July 1st marked the first day of my son’s last year in junior tennis. That day came and went with some very mixed emotions on my part (though I’m guessing my son was oblivious to its implications beyond which of his friends he was going to hang out with on the beach for the day). On the one hand, I’ve been rather frustrated with the entire junior tennis process – the confusion, the changing rules, the inconsistencies tournament to tournament. On the other hand, this has been an amazing journey, an amazing opportunity to spend countless one-on-one hours with my son, an amazing way for him to mature and develop as an athlete and as a human being, and I’ll be sad when it ends. I can’t tell you how many incredible people we’ve both met along the way and how many doors have opened to us both because my son chose tennis almost a decade ago.
And, while I know the journey isn’t really ending but rather veering in a new direction as he prepares to enter the world of college tennis, I will miss the hours in the car with him and the nights in the hotel reflecting on the day and, yes, even the monotonous dining options inherent in each tournament town’s Panera and Carrabas.

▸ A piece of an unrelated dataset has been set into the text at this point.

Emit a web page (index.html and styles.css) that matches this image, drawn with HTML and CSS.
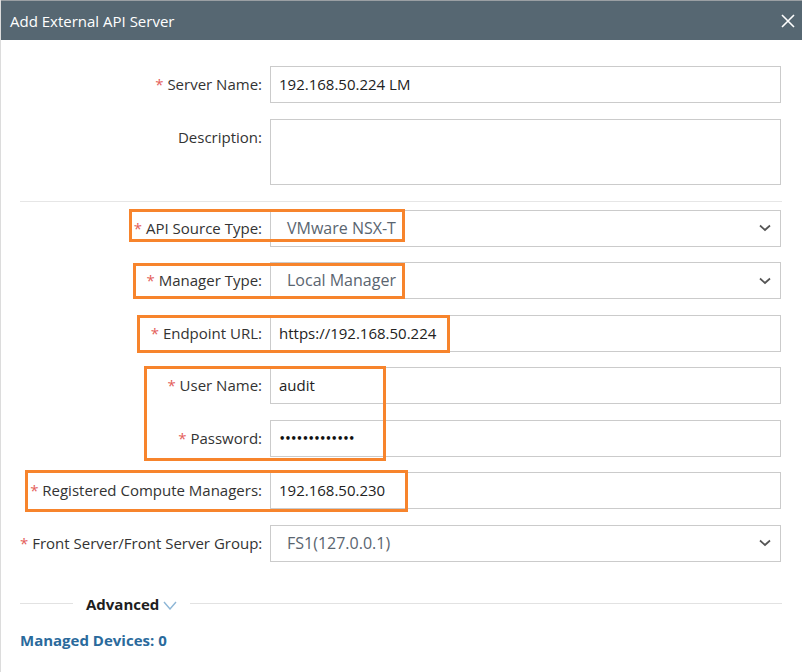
FILE: index.html
```html
<!DOCTYPE html>
<html>
<head>
<meta charset="utf-8">
<link rel="stylesheet" href="styles.css">
</head>
<body>
<div class="dialog">
  <div class="titlebar">
    <span class="title">Add External API Server</span>
    <svg class="close" width="14" height="14" viewBox="0 0 14 14"><path d="M1 1 L13 13 M13 1 L1 13" stroke="#fff" stroke-width="1.6" fill="none"/></svg>
  </div>
  <div class="body">
    <div class="form">
      <label class="lbl"><span class="req">*</span> Server Name:</label>
      <div class="input">192.168.50.224 LM</div>
      <label class="lbl">Description:</label>
      <div class="input textarea"></div>
    </div>
    <div class="sep"></div>
    <div class="form">
      <label class="lbl"><span class="req">*</span> API Source Type:</label>
      <div class="input select"><span>VMware NSX-T</span><svg class="chev" width="12" height="8" viewBox="0 0 12 8"><path d="M1 1.5 L6 6 L11 1.5" stroke="#555" stroke-width="1.7" fill="none"/></svg></div>
      <label class="lbl"><span class="req">*</span> Manager Type:</label>
      <div class="input select"><span>Local Manager</span><svg class="chev" width="12" height="8" viewBox="0 0 12 8"><path d="M1 1.5 L6 6 L11 1.5" stroke="#555" stroke-width="1.7" fill="none"/></svg></div>
      <label class="lbl"><span class="req">*</span> Endpoint URL:</label>
      <div class="input">https://192.168.50.224</div>
      <label class="lbl"><span class="req">*</span> User Name:</label>
      <div class="input">audit</div>
      <label class="lbl"><span class="req">*</span> Password:</label>
      <div class="input pwd">•••••••••••••</div>
      <label class="lbl"><span class="req">*</span> Registered Compute Managers:</label>
      <div class="input">192.168.50.230</div>
      <label class="lbl"><span class="req">*</span> Front Server/Front Server Group:</label>
      <div class="input select"><span>FS1(127.0.0.1)</span><svg class="chev" width="12" height="8" viewBox="0 0 12 8"><path d="M1 1.5 L6 6 L11 1.5" stroke="#555" stroke-width="1.7" fill="none"/></svg></div>
    </div>
    <div class="advanced">
      <div class="line short"></div>
      <span class="adv-text">Advanced</span>
      <svg class="adv-chev" width="14" height="9" viewBox="0 0 14 9"><path d="M1 1 L7 8 L13 1" stroke="#8db6d6" stroke-width="1.4" fill="none"/></svg>
      <div class="line long"></div>
    </div>
    <div class="managed">Managed Devices: 0</div>
  </div>
  <div class="hl hl1"></div>
  <div class="hl hl2"></div>
  <div class="hl hl3"></div>
  <div class="hl hl4"></div>
  <div class="hl hl5"></div>
</div>
</body>
</html>
```
FILE: styles.css
```css
html, body {
  margin: 0;
  padding: 0;
  background: #fff;
}
body {
  font-family: "Open Sans", "Liberation Sans", sans-serif;
  font-size: 15px;
  color: #333;
}
.dialog {
  position: relative;
  width: 802px;
  height: 672px;
  box-sizing: border-box;
  border-left: 1px solid #dcdcdc;
  overflow: hidden;
}
.titlebar {
  height: 40px;
  box-sizing: border-box;
  background: #566772;
  border-top: 1px solid #9a9fa3;
  display: flex;
  align-items: center;
  justify-content: space-between;
  padding: 0 7px 0 9px;
}
.title {
  color: #fff;
  font-size: 15px;
  line-height: 20px;
}
.close {
  display: block;
}
.body {
  padding: 26px 20px 0 19px;
}
.form {
  display: grid;
  grid-template-columns: 242px 511px;
  column-gap: 8px;
  row-gap: 15.5px;
}
.lbl {
  text-align: right;
  line-height: 37px;
  white-space: nowrap;
  color: #333;
}
.req {
  color: #e4605a;
}
.input {
  height: 37px;
  box-sizing: border-box;
  border: 1px solid #cbcbcb;
  padding: 0 8px;
  line-height: 35px;
  color: #222;
  white-space: nowrap;
}
.textarea {
  height: 66px;
}
.pwd {
  font-family: "DejaVu Sans", sans-serif;
  font-size: 10px;
  font-weight: 700;
  letter-spacing: -0.6px;
  color: #111;
}
.select {
  display: flex;
  align-items: center;
  justify-content: space-between;
  padding: 0 9px 0 16px;
  font-size: 16px;
  color: #5a6570;
}
.chev {
  display: block;
}
.sep {
  height: 1px;
  background: #e6e6e6;
  margin: 16px 0 8px 0;
}
.advanced {
  display: flex;
  align-items: center;
  margin-top: 34px;
  height: 16px;
}
.line {
  height: 1px;
  background: #e2e2e2;
}
.line.short {
  width: 53px;
  margin-right: 13px;
}
.line.long {
  flex: 1;
  margin-left: 13px;
}
.adv-text {
  font-weight: 700;
  color: #1e1e1e;
  line-height: 16px;
}
.adv-chev {
  display: block;
  margin-left: 4px;
  margin-top: 3px;
}
.managed {
  margin-top: 18px;
  font-weight: 700;
  color: #2a6a9c;
  line-height: 20px;
}
.hl {
  position: absolute;
  border: 3px solid #f7842c;
  box-sizing: border-box;
  pointer-events: none;
}
.hl1 { left: 128px; top: 209px; width: 276px; height: 33px; }
.hl2 { left: 132px; top: 263px; width: 272px; height: 36px; }
.hl3 { left: 136px; top: 315px; width: 313px; height: 38px; }
.hl4 { left: 143px; top: 366px; width: 242px; height: 95px; }
.hl5 { left: 24px; top: 470px; width: 383px; height: 42px; }
```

Those of you who are already on the other side of junior tennis have shared with me over and over again how much you treasured those years with your child(ren) despite the craziness and expense and disruption to “normal” family life. I know I’ll feel the same way in hindsight. For now, though, I will take things one day at a time – the 364 I now have left – and try to focus on the good stuff, not sweat the small stuff, and enjoy creating a few more memories before this all comes to an end.